* TO DO
Quote every line as written. Omit pictures.

---------- AVAILABLE DATA

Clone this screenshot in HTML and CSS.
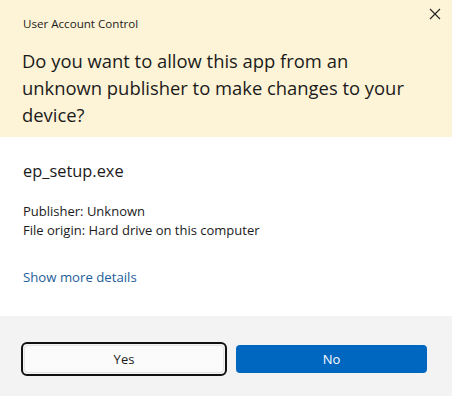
FILE: index.html
```html
<!DOCTYPE html>
<html lang="en">
<head>
  <meta charset="UTF-8" />
  <title>User Account Control</title>
  <link rel="stylesheet" href="styles.css">
</head>
<body>
<div class="dialog">
  <div class="header">
    <div class="caption">User Account Control</div>
    <button class="close-btn" aria-label="Close">
      <svg width="12" height="12" viewBox="0 0 12 12"><path d="M1 1 L11 11 M11 1 L1 11" stroke="#222" stroke-width="1.1" fill="none"/></svg>
    </button>
    <h1>Do you want to allow this app from an unknown publisher to make changes to your device?</h1>
  </div>

  <div class="content">
    <div class="app-name">ep_setup.exe</div>
    <div class="info">
      <div>Publisher: Unknown</div>
      <div>File origin: Hard drive on this computer</div>
    </div>
    <a href="#" class="more-link">Show more details</a>
  </div>

  <div class="footer">
    <div class="focus-ring"><button class="btn btn-yes">Yes</button></div>
    <button class="btn btn-no">No</button>
  </div>
</div>
</body>
</html>
```

FILE: styles.css
```css
body {
  margin: 0;
  font-family: 'Open Sans', 'Noto Sans', sans-serif;
  background-color: #fff;
  color: #1b1b1b;
}

.dialog {
  width: 452px;
  height: 396px;
  display: flex;
  flex-direction: column;
}

.header {
  position: relative;
  height: 137px;
  box-sizing: border-box;
  background-color: #fdf3d6;
  padding: 15px 22px 0 23px;
}

.caption {
  font-size: 11.6px;
  line-height: 18px;
}

.close-btn {
  position: absolute;
  top: 7px;
  right: 10px;
  width: 14px;
  height: 14px;
  padding: 0;
  border: none;
  background: none;
  display: flex;
  align-items: center;
  justify-content: center;
}

h1 {
  margin: 14px 0 0 -1px;
  font-size: 18.4px;
  font-weight: 400;
  line-height: 27px;
}

.content {
  flex: 1;
  padding: 22px 23px 0;
  font-size: 13px;
}

.app-name {
  font-size: 16.4px;
  line-height: 24px;
}

.info {
  margin-top: 19px;
  line-height: 19px;
}

.more-link {
  display: inline-block;
  margin-top: 28px;
  color: #1d5d9b;
  text-decoration: none;
  font-size: 13.2px;
}

.footer {
  height: 80px;
  background-color: #f3f3f3;
  display: flex;
  align-items: center;
  gap: 9px;
  padding: 6px 25px 0 21px;
  box-sizing: border-box;
}

.focus-ring {
  border: 2px solid #111;
  border-radius: 6px;
  padding: 1px;
  width: 200px;
}

.btn {
  height: 28px;
  border-radius: 4px;
  font-family: inherit;
  font-size: 13px;
  cursor: pointer;
}

.btn-yes {
  width: 100%;
  display: block;
  background-color: #fbfbfb;
  border: 1px solid #e5e5e5;
  color: #1b1b1b;
}

.btn-no {
  flex: 1;
  background-color: #0067c0;
  border: none;
  color: #fff;
}
```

--------------------

* RESPONSE
Clone this screenshot in HTML and CSS.
FILE: index.html
```html
<!DOCTYPE html>
<html lang="en">
<head>
  <meta charset="UTF-8" />
  <title>User Account Control</title>
  <link rel="stylesheet" href="styles.css">
</head>
<body>
<div class="dialog">
  <div class="header">
    <div class="caption">User Account Control</div>
    <button class="close-btn" aria-label="Close">
      <svg width="12" height="12" viewBox="0 0 12 12"><path d="M1 1 L11 11 M11 1 L1 11" stroke="#222" stroke-width="1.1" fill="none"/></svg>
    </button>
    <h1>Do you want to allow this app from an unknown publisher to make changes to your device?</h1>
  </div>

  <div class="content">
    <div class="app-name">ep_setup.exe</div>
    <div class="info">
      <div>Publisher: Unknown</div>
      <div>File origin: Hard drive on this computer</div>
    </div>
    <a href="#" class="more-link">Show more details</a>
  </div>

  <div class="footer">
    <div class="focus-ring"><button class="btn btn-yes">Yes</button></div>
    <button class="btn btn-no">No</button>
  </div>
</div>
</body>
</html>
```

FILE: styles.css
```css
body {
  margin: 0;
  font-family: 'Open Sans', 'Noto Sans', sans-serif;
  background-color: #fff;
  color: #1b1b1b;
}

.dialog {
  width: 452px;
  height: 396px;
  display: flex;
  flex-direction: column;
}

.header {
  position: relative;
  height: 137px;
  box-sizing: border-box;
  background-color: #fdf3d6;
  padding: 15px 22px 0 23px;
}

.caption {
  font-size: 11.6px;
  line-height: 18px;
}

.close-btn {
  position: absolute;
  top: 7px;
  right: 10px;
  width: 14px;
  height: 14px;
  padding: 0;
  border: none;
  background: none;
  display: flex;
  align-items: center;
  justify-content: center;
}

h1 {
  margin: 14px 0 0 -1px;
  font-size: 18.4px;
  font-weight: 400;
  line-height: 27px;
}

.content {
  flex: 1;
  padding: 22px 23px 0;
  font-size: 13px;
}

.app-name {
  font-size: 16.4px;
  line-height: 24px;
}

.info {
  margin-top: 19px;
  line-height: 19px;
}

.more-link {
  display: inline-block;
  margin-top: 28px;
  color: #1d5d9b;
  text-decoration: none;
  font-size: 13.2px;
}

.footer {
  height: 80px;
  background-color: #f3f3f3;
  display: flex;
  align-items: center;
  gap: 9px;
  padding: 6px 25px 0 21px;
  box-sizing: border-box;
}

.focus-ring {
  border: 2px solid #111;
  border-radius: 6px;
  padding: 1px;
  width: 200px;
}

.btn {
  height: 28px;
  border-radius: 4px;
  font-family: inherit;
  font-size: 13px;
  cursor: pointer;
}

.btn-yes {
  width: 100%;
  display: block;
  background-color: #fbfbfb;
  border: 1px solid #e5e5e5;
  color: #1b1b1b;
}

.btn-no {
  flex: 1;
  background-color: #0067c0;
  border: none;
  color: #fff;
}
```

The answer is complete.